I was both reassured and interested when I discovered that Leach had set out precisely to debunk the notion of Carroll as either an eunuch or a pedophile. Her thesis is that the image of Carroll as obsessed with little girls was a Victorian attempt to whitewash his image gone sadly wrong with the rise of Freudian psychology. She draws a sexually mature Carroll, primarily involved with adult women. Most specifically, she theorizes a relationship between Carroll and Lorina Liddell, the mother of Alice.
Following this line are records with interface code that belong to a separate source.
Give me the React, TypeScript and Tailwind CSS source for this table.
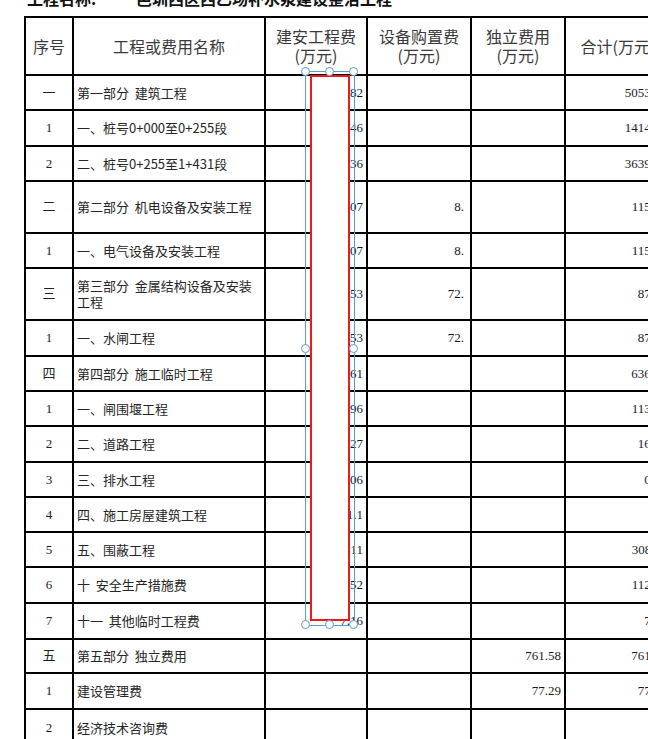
import React from "react";

type Row = {
  no: string;
  name: string;
  ja?: string;
  sb?: string;
  dl?: string;
  hj?: string;
  h: string;
};

const rows: Row[] = [
  { no: "一", name: "第一部分  建筑工程", ja: "5053.82", hj: "5053.82", h: "h-[35px]" },
  { no: "1", name: "一、桩号0+000至0+255段", ja: "1414.46", hj: "1414.46", h: "h-[36px]" },
  { no: "2", name: "二、桩号0+255至1+431段", ja: "3639.36", hj: "3639.36", h: "h-[35px]" },
  { no: "二", name: "第二部分  机电设备及安装工程", ja: "107.07", sb: "8.", hj: "115.07", h: "h-[52px]" },
  { no: "1", name: "一、电气设备及安装工程", ja: "107.07", sb: "8.", hj: "115.07", h: "h-[35px]" },
  { no: "三", name: "第三部分  金属结构设备及安装\n工程", ja: "15.53", sb: "72.", hj: "87.53", h: "h-[52px]" },
  { no: "1", name: "一、水闸工程", ja: "15.53", sb: "72.", hj: "87.53", h: "h-[36px]" },
  { no: "四", name: "第四部分  施工临时工程", ja: "636.61", hj: "636.61", h: "h-[35px]" },
  { no: "1", name: "一、闸围堰工程", ja: "113.96", hj: "113.96", h: "h-[35px]" },
  { no: "2", name: "二、道路工程", ja: "16.27", hj: "16.27", h: "h-[36px]" },
  { no: "3", name: "三、排水工程", ja: "0.06", hj: "0.06", h: "h-[35px]" },
  { no: "4", name: "四、施工房屋建筑工程", ja: "1.1", hj: "1.1", h: "h-[35px]" },
  { no: "5", name: "五、围蔽工程", ja: "308.11", hj: "308.11", h: "h-[35px]" },
  { no: "6", name: "十  安全生产措施费", ja: "112.52", hj: "112.52", h: "h-[36px]" },
  { no: "7", name: "十一  其他临时工程费", ja: "7.16", hj: "7.16", h: "h-[36px]" },
  { no: "五", name: "第五部分  独立费用", dl: "761.58", hj: "761.58", h: "h-[34px]" },
  { no: "1", name: "建设管理费", dl: "77.29", hj: "77.29", h: "h-[36px]" },
  { no: "2", name: "经济技术咨询费", h: "h-[38px]" },
];

const cjk = "font-['Noto_Sans_CJK_SC',sans-serif]";
const serif = "font-['Liberation_Serif','Noto_Sans_CJK_SC',serif]";
const cell = "border-r-2 border-b-2 border-black flex items-center min-w-0 overflow-hidden";

function Header() {
  const h = `${cell} h-[58px] justify-center text-center text-[16px] leading-[19px] text-[#3a3a3a] ${cjk}`;
  return (
    <>
      <div className={h}>序号</div>
      <div className={h}>工程或费用名称</div>
      <div className={`${h} flex-col`}>
        <span>建安工程费</span>
        <span>(万元)</span>
      </div>
      <div className={`${h} flex-col`}>
        <span>设备购置费</span>
        <span>(万元)</span>
      </div>
      <div className={`${h} flex-col`}>
        <span>独立费用</span>
        <span>(万元)</span>
      </div>
      <div className={`${h} whitespace-nowrap`}>合计(万元)</div>
    </>
  );
}

function Handle({ x, y }: { x: string; y: string }) {
  return (
    <div
      className={`absolute ${x} ${y} w-[9px] h-[9px] rounded-full bg-white border border-[#5b9bd5]`}
    />
  );
}

export default function App() {
  return (
    <div className="relative w-[648px] h-[739px] overflow-hidden bg-white">
      <div className={`flex pl-[27px] -mt-[10px] h-[16px] leading-[16px] text-[16px] font-bold text-[#111] whitespace-nowrap ${cjk}`}>
        <span className="w-[109px]">工程名称:</span>
        <span>邑圳西区西乙场补水泵建设整治工程</span>
      </div>

      <div className="ml-[24px] mt-[10px] w-[648px] grid grid-cols-[48px_192px_102px_104px_94px_106px] border-l-2 border-t-2 border-black">
        <Header />
        {rows.map((r, i) => (
          <React.Fragment key={i}>
            <div className={`${cell} ${r.h} justify-center text-[13px] text-[#222] ${serif}`}>{r.no}</div>
            <div className={`${cell} ${r.h} pl-[3px] text-[13px] leading-[16px] text-[#262626] whitespace-pre ${cjk}`}>
              {r.name}
            </div>
            <div className={`${cell} ${r.h} justify-end pr-[3px] text-[13px] text-[#1a1a1a] ${serif}`}>{r.ja ?? ""}</div>
            <div className={`${cell} ${r.h} justify-end pr-[6px] text-[13px] text-[#1a1a1a] ${serif}`}>{r.sb ?? ""}</div>
            <div className={`${cell} ${r.h} justify-end pr-[3px] text-[13px] text-[#1a1a1a] ${serif}`}>{r.dl ?? ""}</div>
            <div className={`${cell} ${r.h} justify-end pr-[3px] text-[13px] text-[#1a1a1a] ${serif}`}>{r.hj ?? ""}</div>
          </React.Fragment>
        ))}
      </div>

      {/* selected shape overlay */}
      <div className="absolute left-[310px] top-[75px] w-[40px] h-[546px] bg-white border-2 border-[#f01818]" />
      <div className="absolute left-[305px] top-[71px] w-[50px] h-[555px] border border-[#5b9bd5]" />
      <Handle x="left-[301px]" y="top-[67px]" />
      <Handle x="left-[325px]" y="top-[67px]" />
      <Handle x="left-[349px]" y="top-[67px]" />
      <Handle x="left-[301px]" y="top-[344px]" />
      <Handle x="left-[349px]" y="top-[344px]" />
      <Handle x="left-[301px]" y="top-[620px]" />
      <Handle x="left-[325px]" y="top-[620px]" />
      <Handle x="left-[349px]" y="top-[620px]" />
    </div>
  );
}
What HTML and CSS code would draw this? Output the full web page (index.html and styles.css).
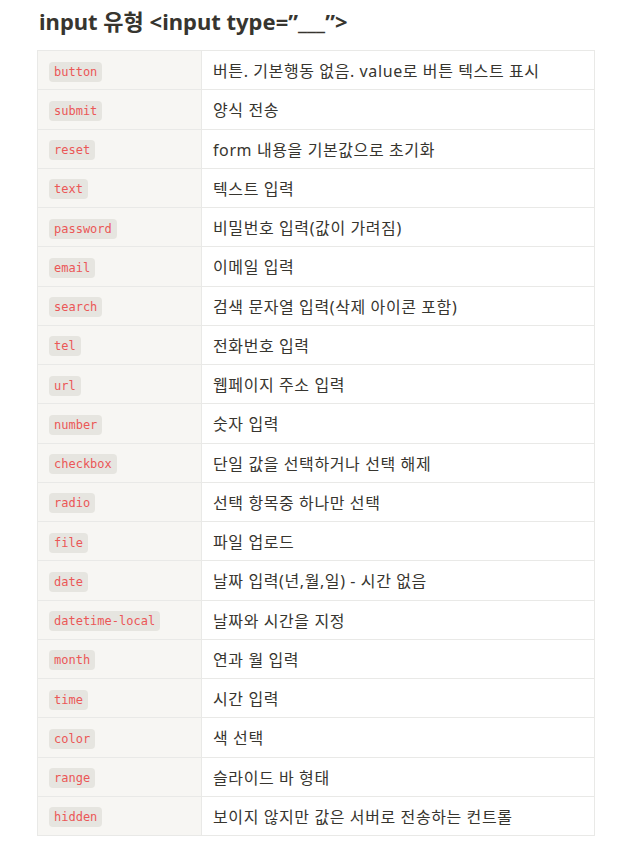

While the book raises reasonable doubts about the theory of Alice Liddell as the Dreamchild, her evidence is as circumstantial as the opinions that she is attempting to debunk. It is and remains an interesting thesis, but she offers no real proof. Perhaps the main flaw of the book is that it is both too long and too short. It is too long to make just the point debunking the "Carroll as pedophile" myth; she presents her evidence quickly, and then repeats it for the rest of the book. It is too short to be a full or real biography of Carroll; she settles for criticizing the more mainstream biographers. I think that the readers would rather have seen either more or less material.

Potential buyers should be aware that if you are not already familiar with the Dodgson/Carroll biographical material then this book will not be clear or meaningful. Recommended for Alice/Carroll fans and scholars.